For search engines, they do not crawl the web going from one page to the next. They spider a page and add all links found on that page into a database. When they finish that page, they ask their own database for the URL of the next page to spider. It might be one on a different site! Multiple bots will adding to that database, and getting their next job from it, so you can have several bots from the same search engine on your site at the same time.

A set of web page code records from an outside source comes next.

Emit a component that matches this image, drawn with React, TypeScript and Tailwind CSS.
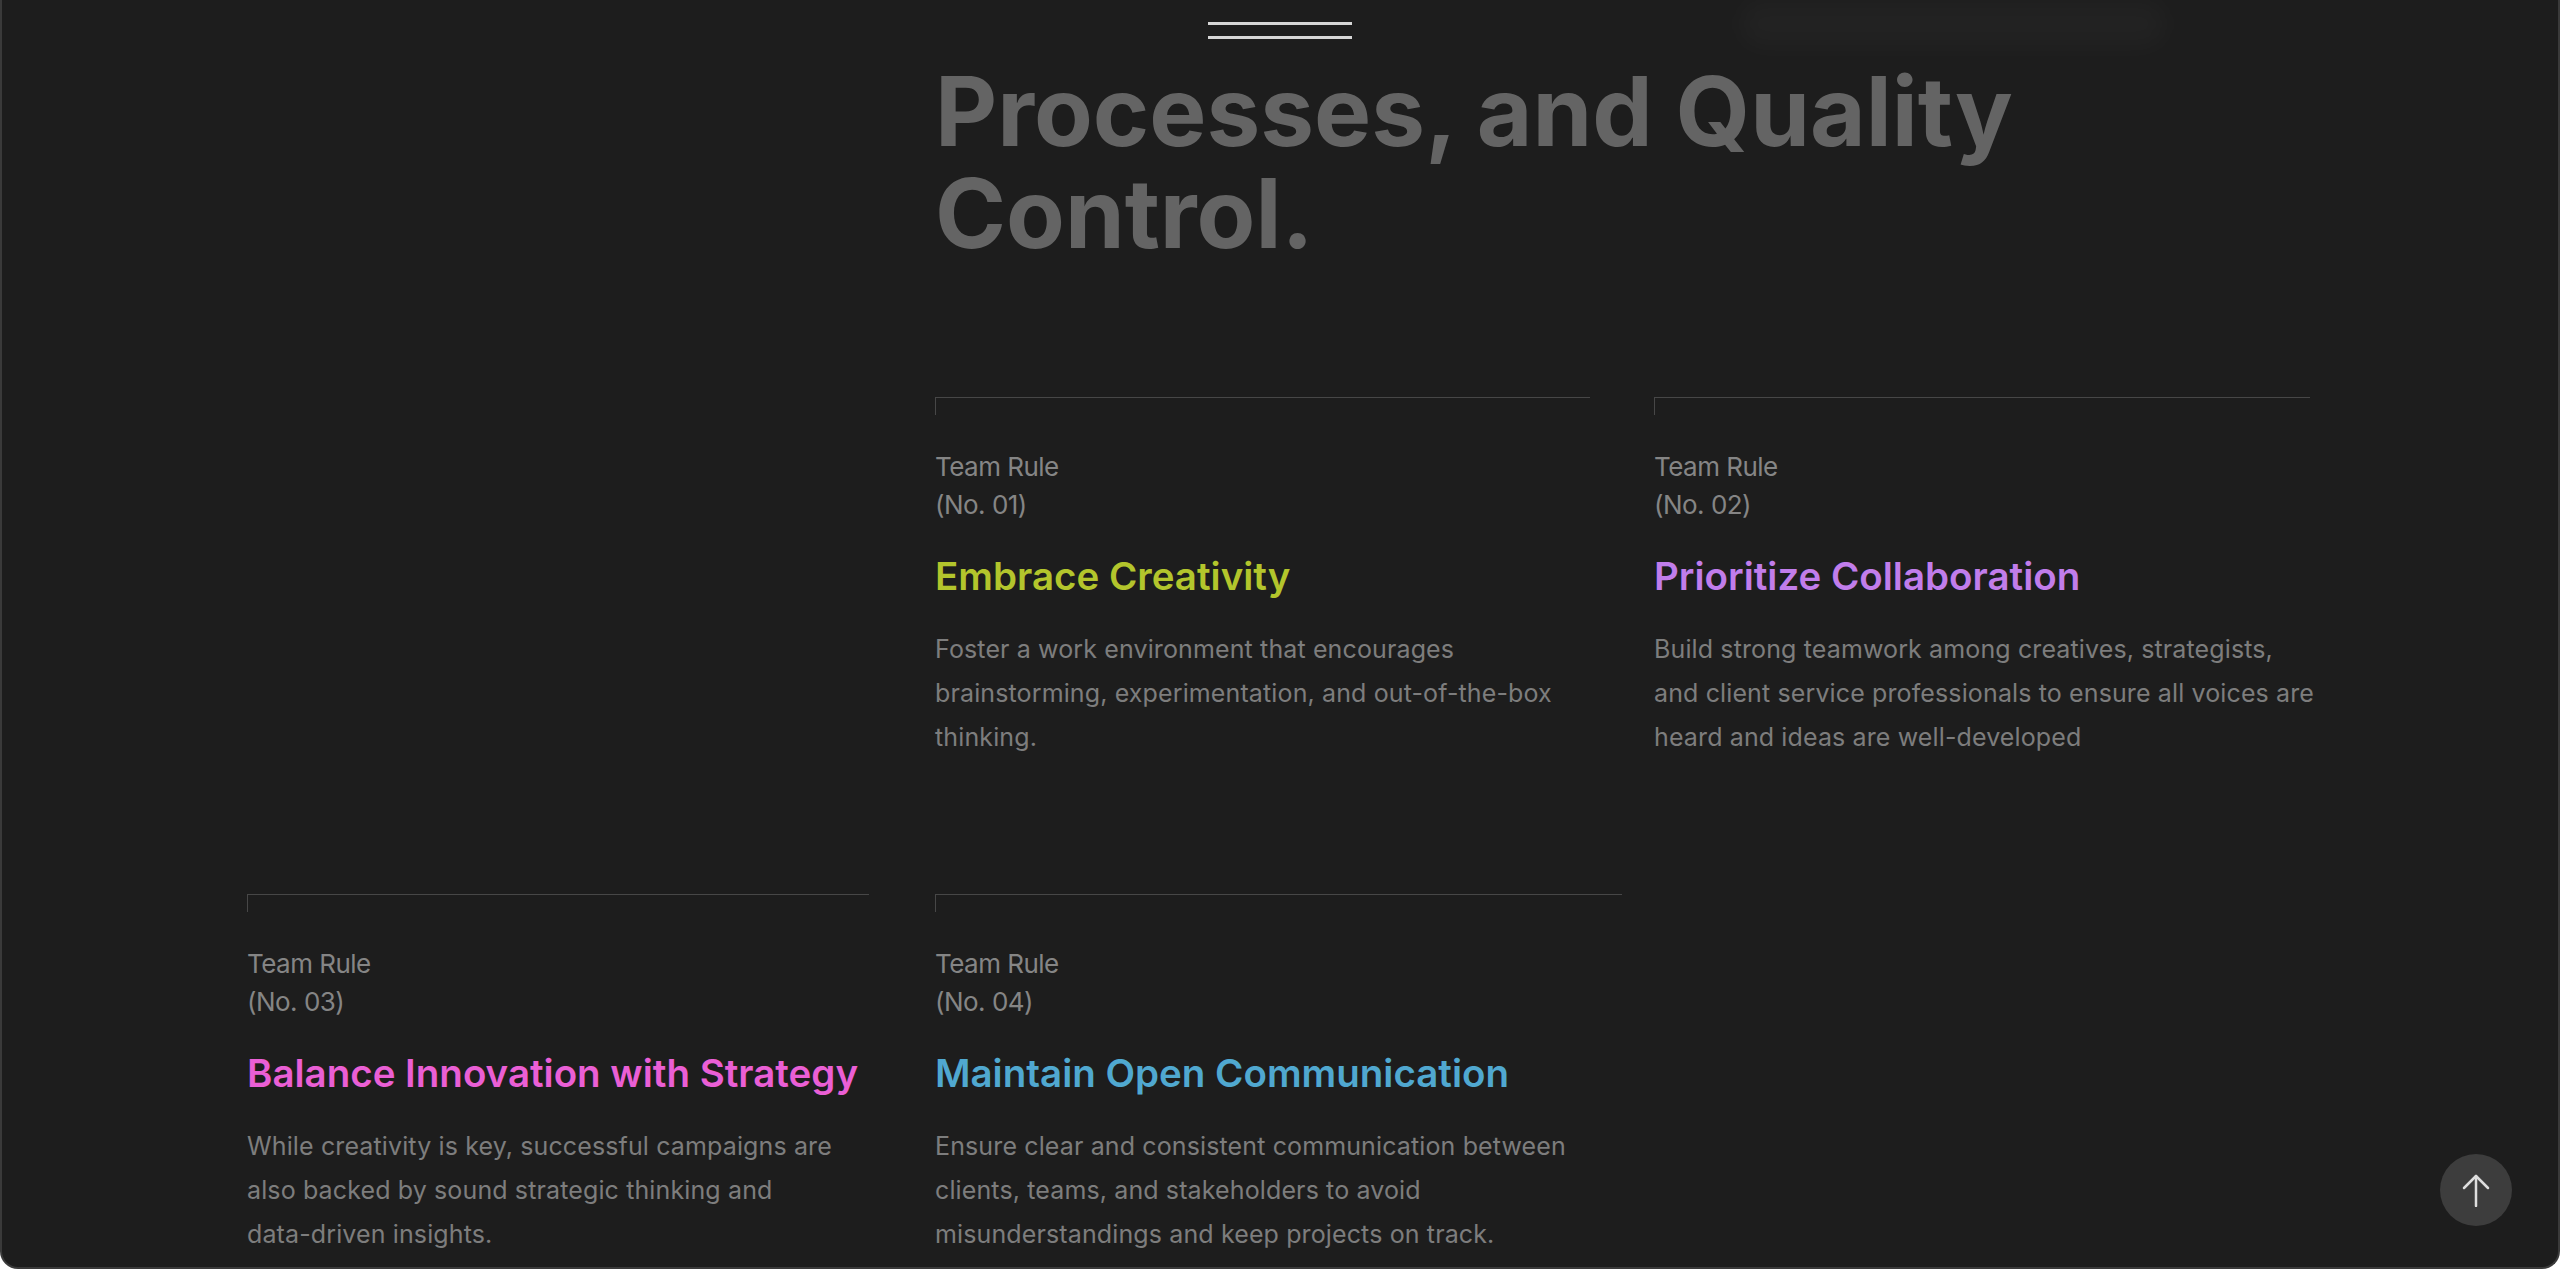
import React from 'react';

type Rule = {
  no: string;
  title: string;
  color: string;
  lines: string[];
  width: string;
};

const rowOne: Rule[] = [
  {
    no: '01',
    title: 'Embrace Creativity',
    color: 'text-[#b3c52c]',
    width: 'w-[656px]',
    lines: [
      'Foster a work environment that encourages',
      'brainstorming, experimentation, and out-of-the-box',
      'thinking.',
    ],
  },
  {
    no: '02',
    title: 'Prioritize Collaboration',
    color: 'text-[#c17deb]',
    width: 'w-[656px]',
    lines: [
      'Build strong teamwork among creatives, strategists,',
      'and client service professionals to ensure all voices are',
      'heard and ideas are well-developed',
    ],
  },
];

const rowTwo: Rule[] = [
  {
    no: '03',
    title: 'Balance Innovation with Strategy',
    color: 'text-[#ea5fd5]',
    width: 'w-[622px]',
    lines: [
      'While creativity is key, successful campaigns are',
      'also backed by sound strategic thinking and',
      'data-driven insights.',
    ],
  },
  {
    no: '04',
    title: 'Maintain Open Communication',
    color: 'text-[#50a8d0]',
    width: 'w-[687px]',
    lines: [
      'Ensure clear and consistent communication between',
      'clients, teams, and stakeholders to avoid',
      'misunderstandings and keep projects on track.',
    ],
  },
];

const RuleCard = ({ rule }: { rule: Rule }) => (
  <div className={`relative ${rule.width} border-t border-[#474747] pt-[50px]`}>
    {/* small tick under the start of the rule line */}
    <div className="absolute left-0 top-0 w-px h-[17px] bg-[#474747]"></div>
    <div className="text-[26px] leading-[38px] text-[#858585] tracking-[-0.02em]">
      <p>Team Rule</p>
      <p>(No. {rule.no})</p>
    </div>
    <h3 className={`mt-[27px] whitespace-nowrap text-[38.5px] leading-[50px] font-semibold ${rule.color}`}>
      {rule.title}
    </h3>
    <div className="mt-[26px] text-[25px] leading-[44px] text-[#7d7d7d] tracking-[0.005em]">
      {rule.lines.map((line) => (
        <p key={line} className="whitespace-nowrap">{line}</p>
      ))}
    </div>
  </div>
);

export default function App() {
  return (
    <div className="relative h-[1269px] w-full overflow-hidden bg-[#1d1d1d] border-x-2 border-b-2 border-[#3a3a3a] rounded-b-[18px] font-['Inter',sans-serif]">
      <div className="absolute inset-x-0 top-0 z-20 h-[62px] bg-[#1d1d1d]/85 backdrop-blur-md">
        <div className="absolute right-[390px] top-0 h-[48px] w-[430px] rounded-[24px] bg-white/[0.025] blur-md"></div>
        <button className="absolute left-1/2 top-[22px] -translate-x-1/2 flex flex-col gap-[11px]" aria-label="Menu">
          <span className="block h-[3px] w-[144px] bg-[#d6d6d6]"></span>
          <span className="block h-[3px] w-[144px] bg-[#d6d6d6]"></span>
        </button>
      </div>

      <main className="pl-[245px] pr-[248px] pt-[60px]">
        <h2 className="ml-[688px] text-[96px] leading-[102px] font-bold text-[#646464]">
          Processes, and Quality
          <br />
          Control.
        </h2>

        <div className="mt-[133px] ml-[688px] flex gap-[64px]">
          {rowOne.map((r) => (
            <RuleCard key={r.no} rule={r} />
          ))}
        </div>

        <div className="mt-[135px] flex gap-[66px]">
          {rowTwo.map((r) => (
            <RuleCard key={r.no} rule={r} />
          ))}
        </div>
      </main>

      <button
        aria-label="Back to top"
        className="absolute bottom-[41px] right-[46px] z-30 flex h-[72px] w-[72px] items-center justify-center rounded-full bg-[#3d3d3d]"
      >
        <svg width="28" height="34" viewBox="0 0 28 34" fill="none" stroke="#dedede" strokeWidth="2.5" strokeLinecap="round" strokeLinejoin="round">
          <path d="M14 3V33" />
          <path d="M2 15L14 3L26 15" />
        </svg>
      </button>
    </div>
  );
}
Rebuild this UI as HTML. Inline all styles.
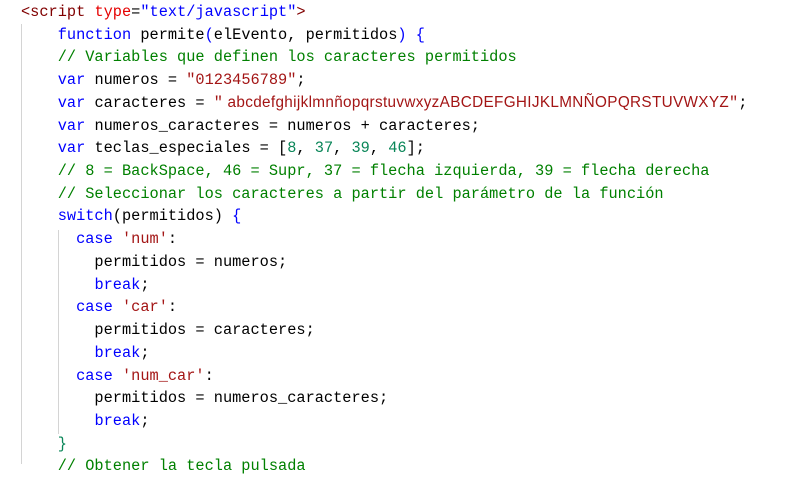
<!DOCTYPE html>
<html><head><meta charset="utf-8"><style>
html,body{margin:0;padding:0;background:#fff;width:785px;height:462px;overflow:hidden}
.c{position:absolute;left:21px;top:1px;font-family:"Liberation Mono",monospace;font-size:15.3px;line-height:22.72px;color:#000;white-space:pre}
.k{color:#0000ff}.s{color:#a31515}.g{color:#008000}.n{color:#098658}.t{color:#800000}.a{color:#e50000}.v{color:#0000ff}
.p{font-family:"Liberation Sans",sans-serif;font-size:15.3px;color:#a31515;letter-spacing:0.33px}
.gl{position:absolute;width:1px;background:#d4d4d4}
</style></head><body>
<div class="gl" style="left:21px;top:24px;height:440px"></div>
<div class="gl" style="left:58px;top:230px;height:204px"></div>
<div class="c"><span class="t">&lt;script</span> <span class="a">type</span>=<span class="v">"text/javascript"</span><span class="t">&gt;</span>
    <span class="k">function</span> permite<span class="k">(</span>elEvento, permitidos<span class="k">)</span> <span class="k">{</span>
    <span class="g">// Variables que definen los caracteres permitidos</span>
    <span class="k">var</span> numeros = <span class="s">"0123456789"</span>;
    <span class="k">var</span> caracteres = <span class="s">"</span><span class="p"> abcdefghijklmnñopqrstuvwxyzABCDEFGHIJKLMNÑOPQRSTUVWXYZ</span><span class="s">"</span>;
    <span class="k">var</span> numeros_caracteres = numeros + caracteres;
    <span class="k">var</span> teclas_especiales = [<span class="n">8</span>, <span class="n">37</span>, <span class="n">39</span>, <span class="n">46</span>];
    <span class="g">// 8 = BackSpace, 46 = Supr, 37 = flecha izquierda, 39 = flecha derecha</span>
    <span class="g">// Seleccionar los caracteres a partir del parámetro de la función</span>
    <span class="k">switch</span>(permitidos) <span class="k">{</span>
      <span class="k">case</span> <span class="s">'num'</span>:
        permitidos = numeros;
        <span class="k">break</span>;
      <span class="k">case</span> <span class="s">'car'</span>:
        permitidos = caracteres;
        <span class="k">break</span>;
      <span class="k">case</span> <span class="s">'num_car'</span>:
        permitidos = numeros_caracteres;
        <span class="k">break</span>;
    <span class="n">}</span>
    <span class="g">// Obtener la tecla pulsada</span></div>
</body></html>
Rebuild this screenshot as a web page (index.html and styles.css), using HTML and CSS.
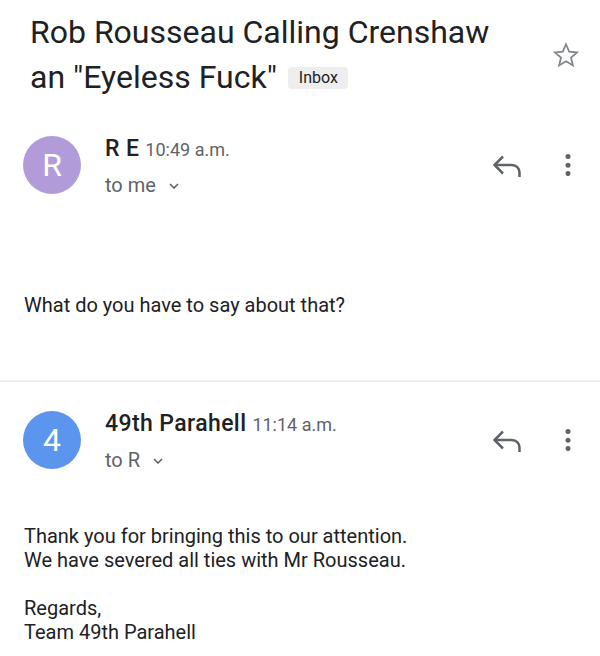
FILE: index.html
```html
<!DOCTYPE html>
<html>
<head>
<meta charset="utf-8">
<link rel="stylesheet" href="styles.css">
</head>
<body>
<header class="subject">
  <h1 class="title">Rob Rousseau Calling Crenshaw<br>an "Eyeless Fuck" <span class="chip">Inbox</span></h1>
  <svg class="star" viewBox="0 0 24 24" width="28" height="28"><path d="M12 2.8l2.7 6.3 6.8.6-5.2 4.5 1.6 6.7L12 17.3l-5.9 3.6 1.6-6.7-5.2-4.5 6.8-.6z" fill="none" stroke="#80868b" stroke-width="1.5" stroke-linejoin="miter"/></svg>
</header>

<section class="msg msg-first">
  <div class="msg-head">
    <div class="avatar avatar-purple">R</div>
    <div class="meta">
      <div class="from"><span class="name">R E</span> <span class="time">10:49 a.m.</span></div>
      <div class="to">to me <svg class="chev" viewBox="0 0 10 6" width="10" height="6"><polyline points="1,1 5,5 9,1" fill="none" stroke="#5f6368" stroke-width="1.6"/></svg></div>
    </div>
    <div class="actions">
      <svg class="reply" viewBox="0 0 28 22" width="28" height="22"><path d="M10 1.5 L1.5 10 L10 18.5" fill="none" stroke="#5f6368" stroke-width="2.5" stroke-linejoin="miter"/><path d="M2 10 H19 a7.5 7.5 0 0 1 7.5 7.5 V22" fill="none" stroke="#5f6368" stroke-width="2.5"/></svg>
      <svg class="more" viewBox="0 0 6 22" width="6" height="22"><circle cx="3" cy="2.6" r="2.5" fill="#5f6368"/><circle cx="3" cy="11.3" r="2.5" fill="#5f6368"/><circle cx="3" cy="19.6" r="2.5" fill="#5f6368"/></svg>
    </div>
  </div>
  <div class="body body-first">What do you have to say about that?</div>
</section>

<hr class="divider">

<section class="msg">
  <div class="msg-head">
    <div class="avatar avatar-blue">4</div>
    <div class="meta">
      <div class="from"><span class="name">49th Parahell</span> <span class="time">11:14 a.m.</span></div>
      <div class="to">to R <svg class="chev" viewBox="0 0 10 6" width="10" height="6"><polyline points="1,1 5,5 9,1" fill="none" stroke="#5f6368" stroke-width="1.6"/></svg></div>
    </div>
    <div class="actions">
      <svg class="reply" viewBox="0 0 28 22" width="28" height="22"><path d="M10 1.5 L1.5 10 L10 18.5" fill="none" stroke="#5f6368" stroke-width="2.5" stroke-linejoin="miter"/><path d="M2 10 H19 a7.5 7.5 0 0 1 7.5 7.5 V22" fill="none" stroke="#5f6368" stroke-width="2.5"/></svg>
      <svg class="more" viewBox="0 0 6 22" width="6" height="22"><circle cx="3" cy="2.6" r="2.5" fill="#5f6368"/><circle cx="3" cy="11.3" r="2.5" fill="#5f6368"/><circle cx="3" cy="19.6" r="2.5" fill="#5f6368"/></svg>
    </div>
  </div>
  <div class="body body-second">Thank you for bringing this to our attention.<br>We have severed all ties with Mr Rousseau.<br><br>Regards,<br>Team 49th Parahell</div>
</section>
</body>
</html>
```

FILE: styles.css
```css
html, body {
  margin: 0;
  padding: 0;
  background: #ffffff;
}
body {
  width: 600px;
  font-family: Roboto, "Liberation Sans", sans-serif;
  color: #202124;
}
.subject {
  display: flex;
  align-items: flex-start;
  justify-content: space-between;
  padding: 10px 20px 0 30px;
}
.title {
  margin: 0;
  font-size: 32px;
  font-weight: 400;
  line-height: 45px;
  color: #202124;
}
.chip {
  display: inline-block;
  vertical-align: 5px;
  font-size: 16px;
  line-height: 22px;
  padding: 0 10px 0 11px;
  background: #eeeeee;
  border-radius: 4px;
  color: #202124;
  margin-left: 3px;
}
.star {
  margin-top: 31px;
  flex-shrink: 0;
}
.msg-first {
  margin-top: 36px;
}
.msg-head {
  display: flex;
  align-items: flex-start;
  padding: 0 29px 0 23px;
}
.avatar {
  width: 58px;
  height: 58px;
  border-radius: 50%;
  flex-shrink: 0;
  color: #ffffff;
  font-size: 32px;
  line-height: 58px;
  text-align: center;
}
.avatar-purple { background: #b19bd9; }
.avatar-blue { background: #5c95ed; }
.meta {
  flex: 1;
  margin-left: 24px;
}
.from {
  line-height: 26px;
  white-space: nowrap;
}
.name {
  font-size: 23px;
  font-weight: 500;
  letter-spacing: 0.4px;
  color: #202124;
}
.time {
  font-size: 18px;
  color: #5f6368;
  margin-left: 2px;
}
.to {
  margin-top: 9px;
  font-size: 20px;
  line-height: 24px;
  color: #5f6368;
}
.chev {
  margin-left: 8px;
  vertical-align: 3px;
}
.actions {
  display: flex;
  align-items: center;
  height: 58px;
  gap: 44px;
}
.reply {
  margin-top: 2px;
}
.body {
  padding-left: 24px;
  font-size: 20px;
  line-height: 24px;
  color: #202124;
}
.body-first {
  margin-top: 96px;
}
.body-second {
  margin-top: 52px;
}
.divider {
  border: 0;
  height: 2px;
  background: #eeeeee;
  margin: 63px 0 29px 0;
}
```
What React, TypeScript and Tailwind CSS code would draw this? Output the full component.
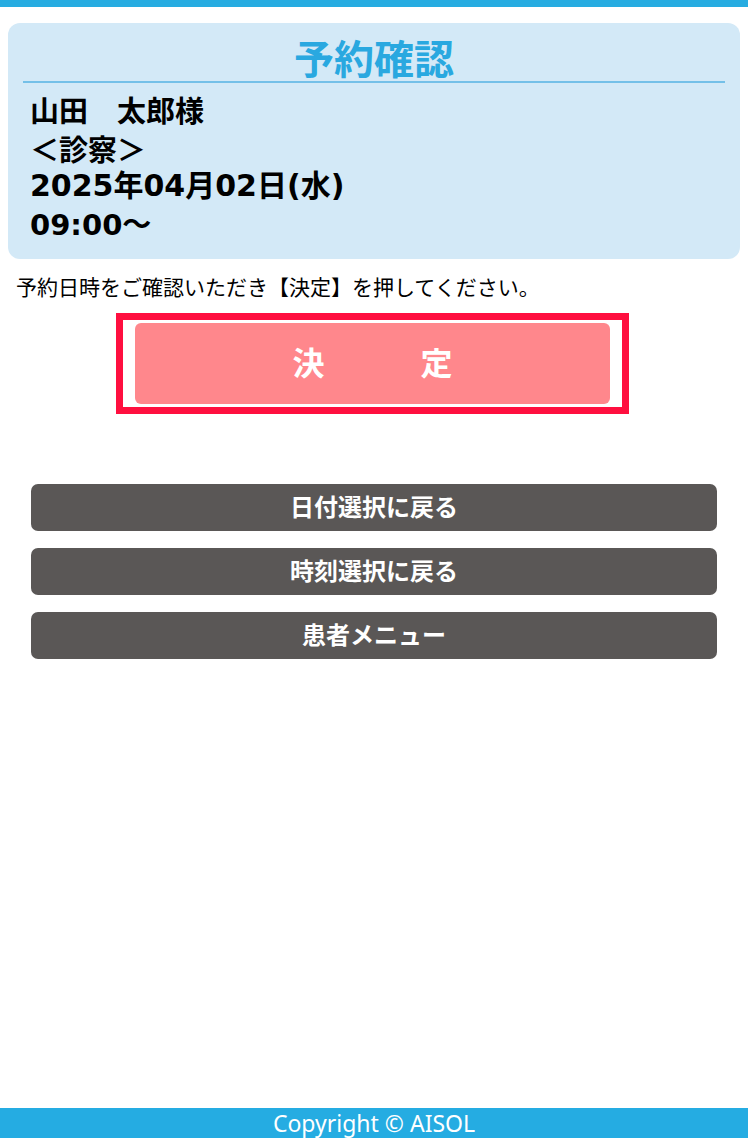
import React from "react";

const jp = { fontFamily: '"Noto Sans CJK JP", sans-serif' };
const mixed = { fontFamily: '"DejaVu Sans", "Noto Sans CJK JP", sans-serif' };

const App = () => {
  const backButtons = ["日付選択に戻る", "時刻選択に戻る", "患者メニュー"];

  return (
    <div className="flex min-h-screen flex-col bg-white" style={jp}>
      <div className="h-[7px] bg-[#27ace1]" />
      <main className="flex-1">
        <div className="mx-[8px] mt-[16px] rounded-[12px] bg-[#d3e9f7] px-[15px] pt-[11px] pb-[15px]">
          <h1 className="border-b-2 border-[#74c0e8] pb-[1px] text-center text-[40px] leading-[46px] font-bold text-[#29a8e0]">
            予約確認
          </h1>
          <div
            className="px-[7px] pt-[7px] text-[29px] leading-[38.5px] font-bold text-black"
            style={mixed}
          >
            <div style={jp}>山田　太郎様</div>
            <div style={jp}>＜診察＞</div>
            <div className="text-[30px]">2025年04月02日(水)</div>
            <div>09:00～</div>
          </div>
        </div>

        <p className="mt-[12px] pl-[16px] text-[21px] leading-[30px] text-black">
          予約日時をご確認いただき【決定】を押してください。
        </p>

        <div className="mt-[12px] ml-[116px] w-[513px] border-[7px] border-[#ff0f3f] px-[12px] py-[3px]">
          <button className="flex h-[81px] w-full items-center justify-center rounded-[6px] bg-[#ff878c] pb-[5px] text-[32px] font-bold text-white">
            決　　　定
          </button>
        </div>

        <div className="mt-[70px] flex flex-col gap-[17px] px-[31px]">
          {backButtons.map((label) => (
            <button
              key={label}
              className="h-[47px] w-full rounded-[7px] bg-[#5a5756] pb-[3px] text-[24px] font-bold text-white"
            >
              {label}
            </button>
          ))}
        </div>
      </main>
      <footer
        className="h-[30px] bg-[#25ace2] text-center text-[23px] leading-[30px] text-white"
        style={{ fontFamily: '"Noto Sans", sans-serif' }}
      >
        Copyright © AISOL
      </footer>
    </div>
  );
};

export default App;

Search engine bots leave User Agent information in your log, but they do NOT leave any referrer information, ever.
accidentalgeek - that is a great idea with only one flaw.
Googlebot goes to badguy.xyz and makes a list of links, noting the 302 redirect.
Another googlebot later visits the links reported by first googlebot indexing the content for badguy.xyz
It does not follow the 302 redirect it only records it, adding victim.xyz as a temporary location to fetch badguys content.
We went through this inside and out (see 700 post thread) there is no way to stop it
Google needs to fix it.
All we can do is site:mysite (or allinurl:) and keep getting rid of them until google fixes it.
anything at all in site:mysite should be removed.
allinurl: you need to make a judgement call wether this link is harming you or not. There are a lot of 302 links that will show up in allinurl: which are completely harmless good backlinks.
adding to that - I really frown on any type of redirect to mysite using a META refresh blank page. I think that might be the key to the hijack problem.
A normal tracking 302 just runs through a script. Someone clicks a link on notbadguy.xyz and the script takes the id# and replaces the url with your url and records the click. Nothing wrong there.
When the script sends user to a blank page with META refresh (without a noarchive) thats when google assigns victims content to that blank page.